● EXERCISE BRIEF:
Go through the listing beneath this task and return every line that carries the string "styles".

━━━ SUPPLIED DATA

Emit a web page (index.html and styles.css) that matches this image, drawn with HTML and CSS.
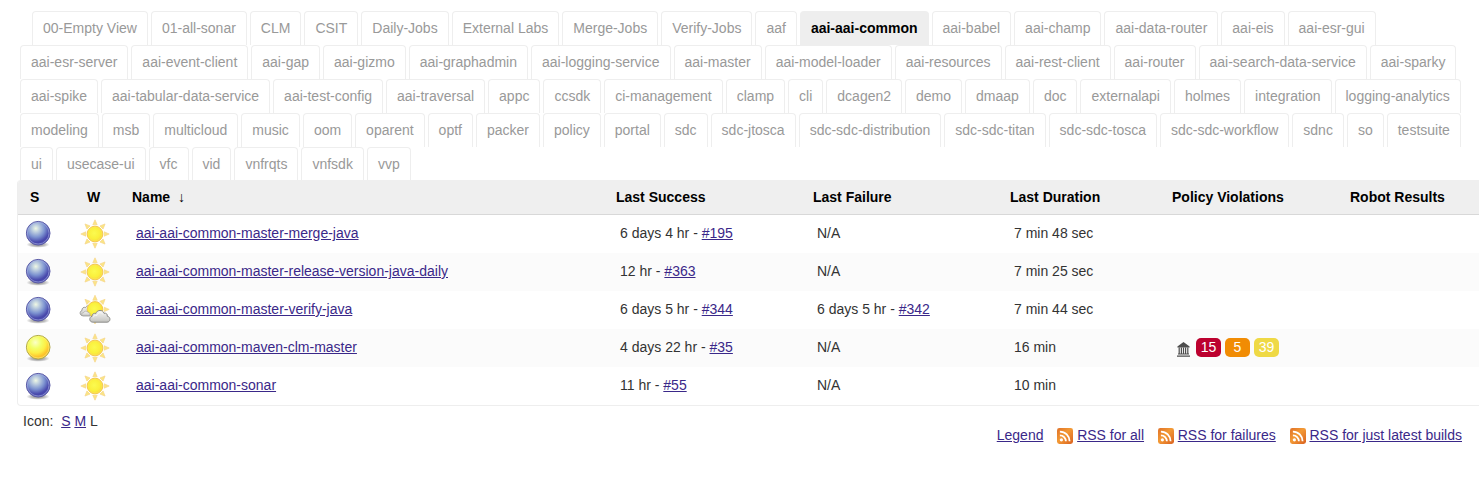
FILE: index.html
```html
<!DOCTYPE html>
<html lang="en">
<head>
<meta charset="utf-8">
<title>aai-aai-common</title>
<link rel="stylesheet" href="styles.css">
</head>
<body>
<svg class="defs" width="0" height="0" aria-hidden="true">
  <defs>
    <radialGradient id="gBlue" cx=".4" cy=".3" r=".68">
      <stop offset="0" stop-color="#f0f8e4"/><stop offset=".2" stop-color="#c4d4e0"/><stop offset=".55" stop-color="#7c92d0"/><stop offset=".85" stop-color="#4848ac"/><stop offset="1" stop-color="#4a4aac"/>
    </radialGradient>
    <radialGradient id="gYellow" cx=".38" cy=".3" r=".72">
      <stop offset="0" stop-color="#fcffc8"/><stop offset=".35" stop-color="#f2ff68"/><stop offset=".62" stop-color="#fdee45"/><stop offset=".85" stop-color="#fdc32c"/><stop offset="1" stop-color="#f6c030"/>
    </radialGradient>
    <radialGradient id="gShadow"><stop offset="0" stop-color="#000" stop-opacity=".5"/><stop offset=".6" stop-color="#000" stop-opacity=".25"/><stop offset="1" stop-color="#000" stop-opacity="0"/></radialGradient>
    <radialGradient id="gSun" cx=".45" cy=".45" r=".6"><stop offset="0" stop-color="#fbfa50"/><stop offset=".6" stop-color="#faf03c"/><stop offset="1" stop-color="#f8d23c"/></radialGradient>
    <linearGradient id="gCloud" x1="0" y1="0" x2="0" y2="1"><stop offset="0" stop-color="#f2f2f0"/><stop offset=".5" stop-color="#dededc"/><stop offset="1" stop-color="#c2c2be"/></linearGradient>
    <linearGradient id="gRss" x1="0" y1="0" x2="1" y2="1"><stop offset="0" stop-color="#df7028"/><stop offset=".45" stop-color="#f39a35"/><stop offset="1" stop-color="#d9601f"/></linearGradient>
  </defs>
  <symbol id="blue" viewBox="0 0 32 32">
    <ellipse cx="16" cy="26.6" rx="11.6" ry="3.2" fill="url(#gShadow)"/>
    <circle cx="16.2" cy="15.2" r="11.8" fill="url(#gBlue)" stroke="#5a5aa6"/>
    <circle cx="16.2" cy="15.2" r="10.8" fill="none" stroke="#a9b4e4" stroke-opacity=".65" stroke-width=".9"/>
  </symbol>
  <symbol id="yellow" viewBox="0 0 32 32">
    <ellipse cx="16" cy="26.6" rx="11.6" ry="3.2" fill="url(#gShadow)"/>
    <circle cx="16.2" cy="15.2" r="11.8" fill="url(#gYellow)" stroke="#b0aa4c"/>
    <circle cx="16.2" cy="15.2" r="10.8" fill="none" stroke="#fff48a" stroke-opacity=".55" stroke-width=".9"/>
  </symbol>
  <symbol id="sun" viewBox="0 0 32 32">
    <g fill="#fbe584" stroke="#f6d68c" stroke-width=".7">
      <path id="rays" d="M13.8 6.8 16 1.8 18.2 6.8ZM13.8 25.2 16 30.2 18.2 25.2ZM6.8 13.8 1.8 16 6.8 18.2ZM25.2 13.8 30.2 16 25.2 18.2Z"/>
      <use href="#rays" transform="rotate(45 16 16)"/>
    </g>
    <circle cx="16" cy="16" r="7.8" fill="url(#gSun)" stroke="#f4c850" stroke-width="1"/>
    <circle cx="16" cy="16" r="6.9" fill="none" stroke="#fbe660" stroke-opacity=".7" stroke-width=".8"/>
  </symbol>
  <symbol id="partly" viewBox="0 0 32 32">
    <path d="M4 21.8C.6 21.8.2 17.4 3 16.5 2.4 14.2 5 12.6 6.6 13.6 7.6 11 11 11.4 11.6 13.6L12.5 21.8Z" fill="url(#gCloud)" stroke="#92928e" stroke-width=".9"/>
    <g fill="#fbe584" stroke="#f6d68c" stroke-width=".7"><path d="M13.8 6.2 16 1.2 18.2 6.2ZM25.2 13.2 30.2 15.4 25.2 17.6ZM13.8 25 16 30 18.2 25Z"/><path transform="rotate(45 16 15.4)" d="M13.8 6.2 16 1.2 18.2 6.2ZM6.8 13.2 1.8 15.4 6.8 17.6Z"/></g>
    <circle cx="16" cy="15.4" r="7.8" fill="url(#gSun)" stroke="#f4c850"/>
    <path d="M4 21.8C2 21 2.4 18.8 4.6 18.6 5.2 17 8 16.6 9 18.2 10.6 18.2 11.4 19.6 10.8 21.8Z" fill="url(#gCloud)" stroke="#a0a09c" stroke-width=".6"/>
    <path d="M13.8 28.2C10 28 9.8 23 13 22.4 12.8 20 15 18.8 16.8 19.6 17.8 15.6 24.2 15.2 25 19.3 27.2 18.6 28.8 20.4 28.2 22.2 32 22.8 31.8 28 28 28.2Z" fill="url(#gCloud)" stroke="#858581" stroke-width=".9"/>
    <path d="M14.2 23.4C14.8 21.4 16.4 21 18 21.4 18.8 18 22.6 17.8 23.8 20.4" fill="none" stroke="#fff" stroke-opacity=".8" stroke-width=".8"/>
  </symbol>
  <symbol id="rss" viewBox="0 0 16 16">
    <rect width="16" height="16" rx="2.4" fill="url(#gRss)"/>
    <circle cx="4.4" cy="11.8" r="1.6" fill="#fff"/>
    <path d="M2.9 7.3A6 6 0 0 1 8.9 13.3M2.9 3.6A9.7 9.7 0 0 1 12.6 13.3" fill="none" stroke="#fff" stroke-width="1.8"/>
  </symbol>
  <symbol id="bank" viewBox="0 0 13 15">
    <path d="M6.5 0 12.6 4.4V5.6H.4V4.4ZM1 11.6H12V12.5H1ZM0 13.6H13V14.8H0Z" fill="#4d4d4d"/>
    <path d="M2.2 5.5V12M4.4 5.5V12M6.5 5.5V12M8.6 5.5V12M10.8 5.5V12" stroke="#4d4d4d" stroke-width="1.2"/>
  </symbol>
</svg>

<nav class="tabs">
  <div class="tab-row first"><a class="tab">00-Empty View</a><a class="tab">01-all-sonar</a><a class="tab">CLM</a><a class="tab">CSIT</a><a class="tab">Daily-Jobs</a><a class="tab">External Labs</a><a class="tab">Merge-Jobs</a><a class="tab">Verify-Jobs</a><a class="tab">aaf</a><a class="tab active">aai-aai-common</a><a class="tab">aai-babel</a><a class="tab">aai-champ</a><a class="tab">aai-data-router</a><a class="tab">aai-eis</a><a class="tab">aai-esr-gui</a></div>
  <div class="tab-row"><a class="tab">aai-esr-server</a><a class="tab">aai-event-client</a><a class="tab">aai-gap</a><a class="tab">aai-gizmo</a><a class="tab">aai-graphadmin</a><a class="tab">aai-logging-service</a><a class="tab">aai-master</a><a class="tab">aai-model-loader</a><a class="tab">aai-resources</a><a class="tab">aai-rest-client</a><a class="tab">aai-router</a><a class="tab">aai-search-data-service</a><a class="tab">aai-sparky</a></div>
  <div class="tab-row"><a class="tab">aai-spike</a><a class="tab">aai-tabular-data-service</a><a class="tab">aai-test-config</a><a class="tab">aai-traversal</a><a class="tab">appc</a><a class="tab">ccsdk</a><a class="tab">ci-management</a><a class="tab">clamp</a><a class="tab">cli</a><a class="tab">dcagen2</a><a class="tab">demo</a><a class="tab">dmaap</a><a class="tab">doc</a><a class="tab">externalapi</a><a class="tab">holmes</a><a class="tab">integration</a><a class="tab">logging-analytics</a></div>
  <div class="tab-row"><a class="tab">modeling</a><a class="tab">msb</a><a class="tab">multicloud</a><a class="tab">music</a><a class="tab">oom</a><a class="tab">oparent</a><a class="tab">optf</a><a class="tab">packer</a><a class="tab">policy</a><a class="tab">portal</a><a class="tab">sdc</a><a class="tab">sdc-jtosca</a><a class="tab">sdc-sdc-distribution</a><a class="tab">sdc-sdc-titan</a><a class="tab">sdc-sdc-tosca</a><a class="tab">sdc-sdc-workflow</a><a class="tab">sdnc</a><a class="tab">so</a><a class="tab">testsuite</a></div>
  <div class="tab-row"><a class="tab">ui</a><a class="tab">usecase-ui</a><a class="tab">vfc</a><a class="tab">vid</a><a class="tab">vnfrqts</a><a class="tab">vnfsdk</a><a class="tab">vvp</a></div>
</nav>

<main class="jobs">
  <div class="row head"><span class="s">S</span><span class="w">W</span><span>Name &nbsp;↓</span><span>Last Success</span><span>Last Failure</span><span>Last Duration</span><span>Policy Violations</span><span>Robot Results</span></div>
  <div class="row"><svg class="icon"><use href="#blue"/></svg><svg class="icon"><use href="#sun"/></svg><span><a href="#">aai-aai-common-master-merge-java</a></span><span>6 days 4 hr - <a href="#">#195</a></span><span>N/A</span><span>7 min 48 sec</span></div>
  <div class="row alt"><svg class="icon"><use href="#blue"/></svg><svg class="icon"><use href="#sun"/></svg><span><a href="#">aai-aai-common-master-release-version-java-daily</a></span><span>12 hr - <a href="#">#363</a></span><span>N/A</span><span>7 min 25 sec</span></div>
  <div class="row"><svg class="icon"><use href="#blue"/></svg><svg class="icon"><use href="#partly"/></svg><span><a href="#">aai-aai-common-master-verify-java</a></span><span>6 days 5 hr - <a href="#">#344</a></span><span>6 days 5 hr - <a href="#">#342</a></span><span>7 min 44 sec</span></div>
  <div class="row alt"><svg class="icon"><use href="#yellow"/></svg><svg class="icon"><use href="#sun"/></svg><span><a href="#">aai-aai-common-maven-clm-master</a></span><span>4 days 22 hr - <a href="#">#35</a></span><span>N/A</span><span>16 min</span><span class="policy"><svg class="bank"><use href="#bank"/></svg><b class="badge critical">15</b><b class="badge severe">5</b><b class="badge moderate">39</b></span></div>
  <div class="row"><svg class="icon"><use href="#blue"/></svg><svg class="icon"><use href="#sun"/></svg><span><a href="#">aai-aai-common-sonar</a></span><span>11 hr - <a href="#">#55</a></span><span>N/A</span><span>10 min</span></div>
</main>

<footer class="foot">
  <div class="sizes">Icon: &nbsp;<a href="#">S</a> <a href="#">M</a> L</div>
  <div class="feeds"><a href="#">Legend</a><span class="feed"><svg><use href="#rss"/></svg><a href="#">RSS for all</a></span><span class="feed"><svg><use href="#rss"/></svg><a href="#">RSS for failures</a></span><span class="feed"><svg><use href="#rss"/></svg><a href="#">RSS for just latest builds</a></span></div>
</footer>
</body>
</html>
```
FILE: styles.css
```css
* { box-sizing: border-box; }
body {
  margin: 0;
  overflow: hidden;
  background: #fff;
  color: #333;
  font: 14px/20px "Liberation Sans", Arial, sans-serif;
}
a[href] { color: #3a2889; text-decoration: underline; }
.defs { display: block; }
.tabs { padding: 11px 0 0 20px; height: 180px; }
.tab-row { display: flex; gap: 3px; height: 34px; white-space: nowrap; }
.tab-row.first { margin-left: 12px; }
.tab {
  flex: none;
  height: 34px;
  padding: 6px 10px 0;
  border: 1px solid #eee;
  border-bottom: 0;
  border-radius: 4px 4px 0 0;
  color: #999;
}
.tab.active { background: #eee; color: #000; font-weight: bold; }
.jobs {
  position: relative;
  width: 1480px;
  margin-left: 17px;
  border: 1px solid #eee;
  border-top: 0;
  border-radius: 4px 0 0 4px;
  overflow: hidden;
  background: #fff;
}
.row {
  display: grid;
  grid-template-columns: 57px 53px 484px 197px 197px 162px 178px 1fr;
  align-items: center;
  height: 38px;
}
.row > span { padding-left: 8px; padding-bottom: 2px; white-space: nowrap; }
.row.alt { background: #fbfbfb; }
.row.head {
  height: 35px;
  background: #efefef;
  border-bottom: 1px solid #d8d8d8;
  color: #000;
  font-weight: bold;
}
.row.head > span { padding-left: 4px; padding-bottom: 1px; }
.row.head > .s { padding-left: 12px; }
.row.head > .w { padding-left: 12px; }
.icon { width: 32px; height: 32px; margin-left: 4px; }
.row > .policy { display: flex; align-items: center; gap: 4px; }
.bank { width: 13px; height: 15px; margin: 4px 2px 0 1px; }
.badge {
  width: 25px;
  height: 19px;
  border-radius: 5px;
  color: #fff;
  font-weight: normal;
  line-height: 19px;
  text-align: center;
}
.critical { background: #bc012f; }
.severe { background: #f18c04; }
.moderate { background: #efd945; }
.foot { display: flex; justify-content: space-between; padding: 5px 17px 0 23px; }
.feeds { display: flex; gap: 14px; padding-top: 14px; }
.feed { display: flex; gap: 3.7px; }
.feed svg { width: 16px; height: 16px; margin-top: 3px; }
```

━━━━━━
━━━ SUPPLIED DATA

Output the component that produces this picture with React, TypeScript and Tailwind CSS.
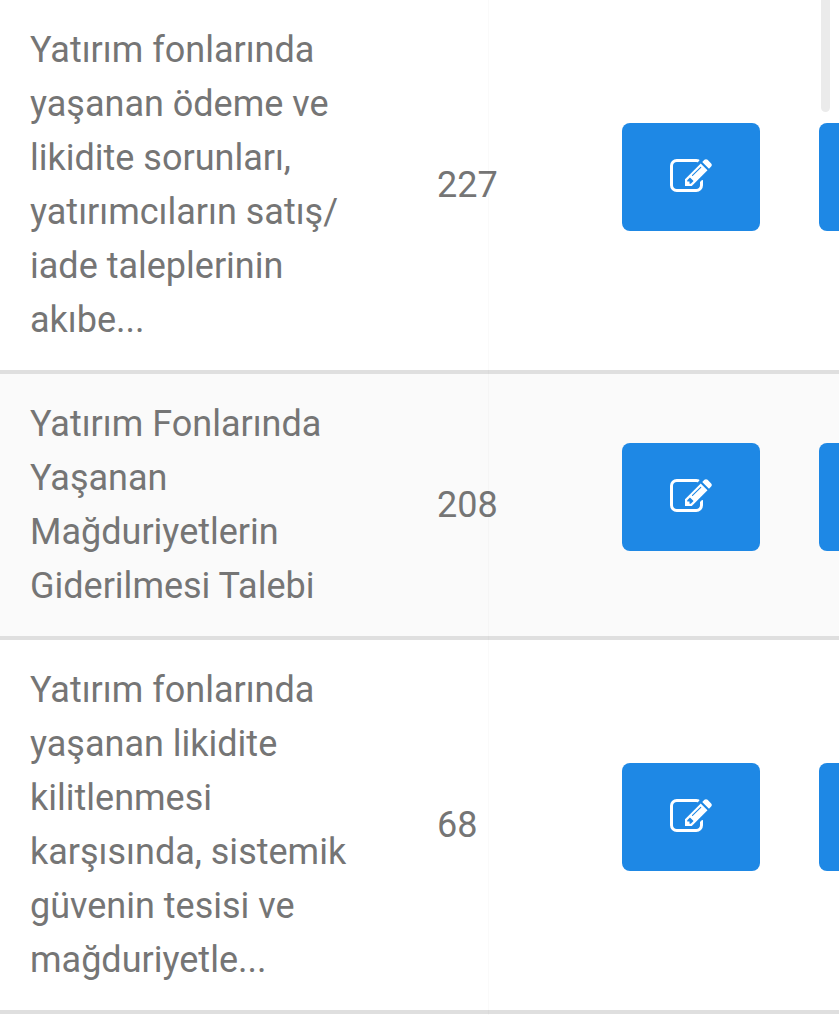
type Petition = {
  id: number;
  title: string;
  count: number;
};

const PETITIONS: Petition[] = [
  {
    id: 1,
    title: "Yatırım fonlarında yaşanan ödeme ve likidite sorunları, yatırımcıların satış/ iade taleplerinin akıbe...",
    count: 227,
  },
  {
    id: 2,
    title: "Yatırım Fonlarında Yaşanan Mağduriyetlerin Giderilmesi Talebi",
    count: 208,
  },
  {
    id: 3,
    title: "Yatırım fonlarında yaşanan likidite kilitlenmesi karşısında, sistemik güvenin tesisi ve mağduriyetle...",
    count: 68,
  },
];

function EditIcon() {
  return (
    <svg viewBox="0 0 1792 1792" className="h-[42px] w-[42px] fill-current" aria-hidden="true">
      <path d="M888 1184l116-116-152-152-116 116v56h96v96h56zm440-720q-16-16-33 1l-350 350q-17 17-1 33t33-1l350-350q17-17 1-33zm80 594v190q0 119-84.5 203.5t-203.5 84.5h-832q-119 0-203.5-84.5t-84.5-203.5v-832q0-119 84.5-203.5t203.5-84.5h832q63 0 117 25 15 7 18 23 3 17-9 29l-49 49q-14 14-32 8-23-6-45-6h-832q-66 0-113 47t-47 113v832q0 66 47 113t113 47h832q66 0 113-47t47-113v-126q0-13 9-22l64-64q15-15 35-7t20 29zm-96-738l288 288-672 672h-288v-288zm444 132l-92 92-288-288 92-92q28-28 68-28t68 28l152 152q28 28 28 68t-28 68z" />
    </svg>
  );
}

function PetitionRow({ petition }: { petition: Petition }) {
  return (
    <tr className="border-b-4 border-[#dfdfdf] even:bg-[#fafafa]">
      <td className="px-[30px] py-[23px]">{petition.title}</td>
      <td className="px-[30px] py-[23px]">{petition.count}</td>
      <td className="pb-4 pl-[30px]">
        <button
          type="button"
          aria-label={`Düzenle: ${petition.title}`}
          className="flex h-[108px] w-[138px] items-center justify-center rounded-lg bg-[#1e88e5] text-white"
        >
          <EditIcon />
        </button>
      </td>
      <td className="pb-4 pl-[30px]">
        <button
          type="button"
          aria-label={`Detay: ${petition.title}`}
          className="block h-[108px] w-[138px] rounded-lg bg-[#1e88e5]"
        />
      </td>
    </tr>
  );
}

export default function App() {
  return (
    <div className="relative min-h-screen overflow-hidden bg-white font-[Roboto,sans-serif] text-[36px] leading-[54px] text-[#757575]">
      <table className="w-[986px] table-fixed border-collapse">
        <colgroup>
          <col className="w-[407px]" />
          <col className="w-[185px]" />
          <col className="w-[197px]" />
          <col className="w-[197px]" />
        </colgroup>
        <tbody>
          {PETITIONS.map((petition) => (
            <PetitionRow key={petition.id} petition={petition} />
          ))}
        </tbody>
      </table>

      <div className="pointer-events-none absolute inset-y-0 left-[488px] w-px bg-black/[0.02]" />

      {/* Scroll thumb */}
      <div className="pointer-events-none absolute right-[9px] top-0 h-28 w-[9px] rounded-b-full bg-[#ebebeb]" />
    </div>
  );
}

━━━━━━
━━━ SUPPLIED DATA

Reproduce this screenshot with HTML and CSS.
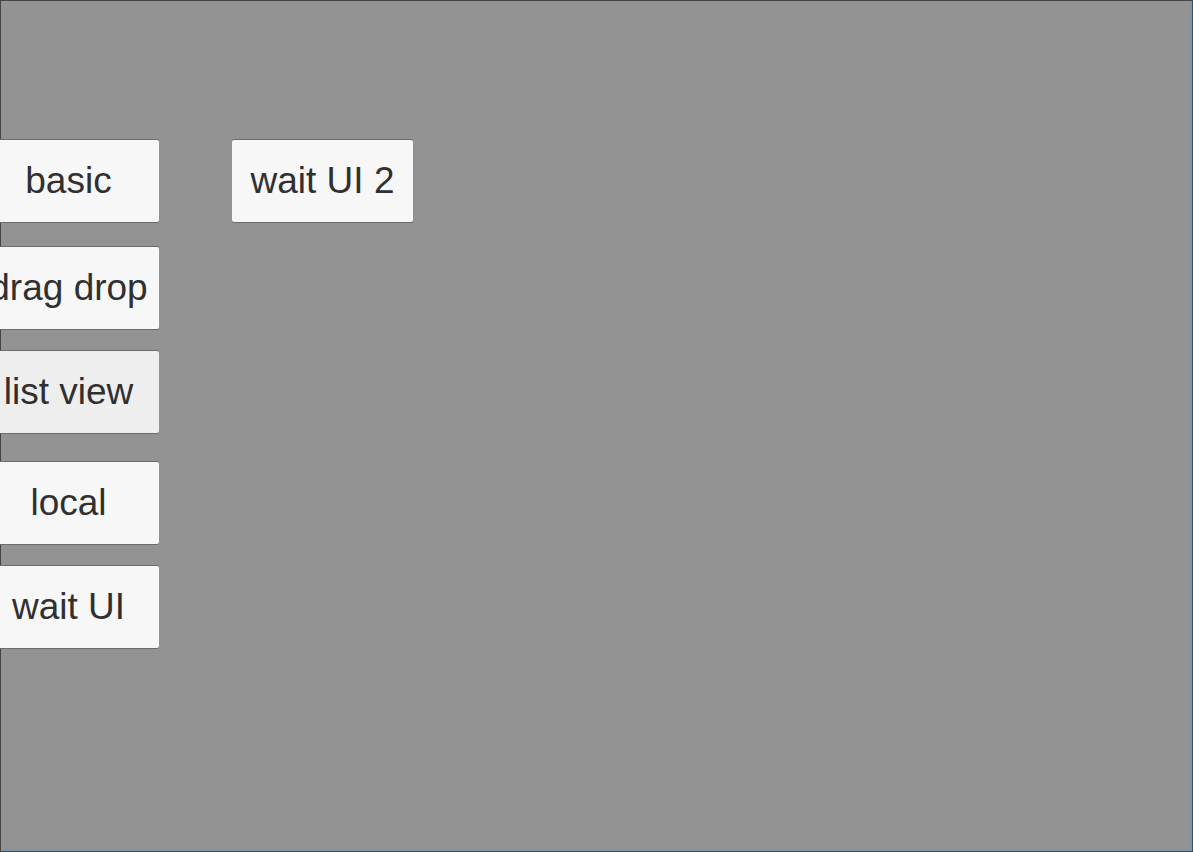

━━━━━━

● PROBLEM SOLUTION:
Emit a web page (index.html and styles.css) that matches this image, drawn with HTML and CSS.
<link rel="stylesheet" href="styles.css">
FILE: styles.css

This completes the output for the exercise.